No caffeine after 3pm. It turns out that the quarter-life of caffeine is about 10 hours, meaning that a quarter of the caffeine you consume is still in your system 10 hours after intake. Previously I wasn’t shy about having a big ol’ cup of cold-brew coffee at 4pm for an afternoon work sesh. Now, I aim for my last coffee of the day to be at 2pm—between noon and one is ideal, and three is the cut off point.
Minimize liquid after dinner. I also realized what was waking me up in the middle of the night was that I was getting up to use the bathroom. Walking around, turning the lights on, etc was enough to get my brain going. So now, I try to get most of my hydration in before dinner. Then after 8pm, I try to stop drinking water or tea altogether (unless I’m really thirsty). This has worked well.
Less alcohol. Previously, I liked to have a drink in the evening. Whether with dinner, for a social event, or just as a nightcap—it was something I enjoyed pretty regularly. But I realized it was absolutely killing my sleep. If you’re ever gone for a big night out and woken up the following morning with rampant anxiety, alcohol induces anxiety in the same way even at more modest levels of consumption. It may quell anxiety in the moment; but you pay for that later on. That realization was huge for me. I had always kinda assumed there was no harm in having a drink or two in the evening. Not every night. But a few nights a week, absolutely. The evening is fractionally more enjoyable that way. So why not? Taking sleep seriously really gave me answer to that question. What’s really more enjoyable is waking up the next day well-rested with a full slate of energy. (I know. I’m old.)

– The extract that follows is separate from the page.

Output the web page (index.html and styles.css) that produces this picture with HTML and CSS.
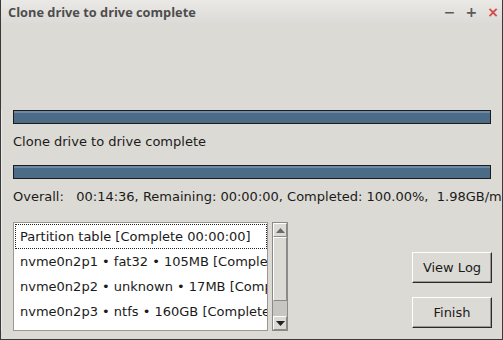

Anyway, speaking of alcohol, there’s a point in Huberman’s conversation with Matthew Walker where Huberman asks him pointblank: Is there any way to have an alcoholic drink in the evening, even a single one, and not have it affect your sleep? Walker says, unfortunately no.
Walker then outlines his understanding of the evidence of how alcohol affects sleep—which is essentially that alcohol makes it easier to fall asleep but it screws with the architecture of the night’s sleep cycle, and that’s is where the real restfulness comes from. But then Walker put an addendum on that prescription. His goal is to give people to the power to make informed choices. To allow them to make adult trade-offs based on evidence and not just assumption or supposition. As he put it: “but I also want to say, life is to be loved to a certain degree. It’s all about checks and balances.” Go ahead. Have a drink if you want. One poor night of sleep isn’t going to kill you. You just have to know what you doing.
He even admitted to being a little too gung-ho sleep-well-at-all-costs when he first started gaining prominence on a public stage. I appreciated that. And I really felt like in his recent material he’s struck a nice balance. Sleep isn’t a primary experience of meaning. Unless you’re the “sleep guy” it’s never going to be the thing you derive meaning from directly. But I’ve come to think of it as a kind of secondary structure of meaning. My mood has improved. It’s easier to have a favorable interpretation of life’s events and activities. And so I’ve come to believe that sleep is actually a crucial part of meaningful engagement. Sleep supports—and potentially even augments—the perception of meaning in other activities. The painting itself may be what’s meaningful. But the artist still needs to start with a clean canvas.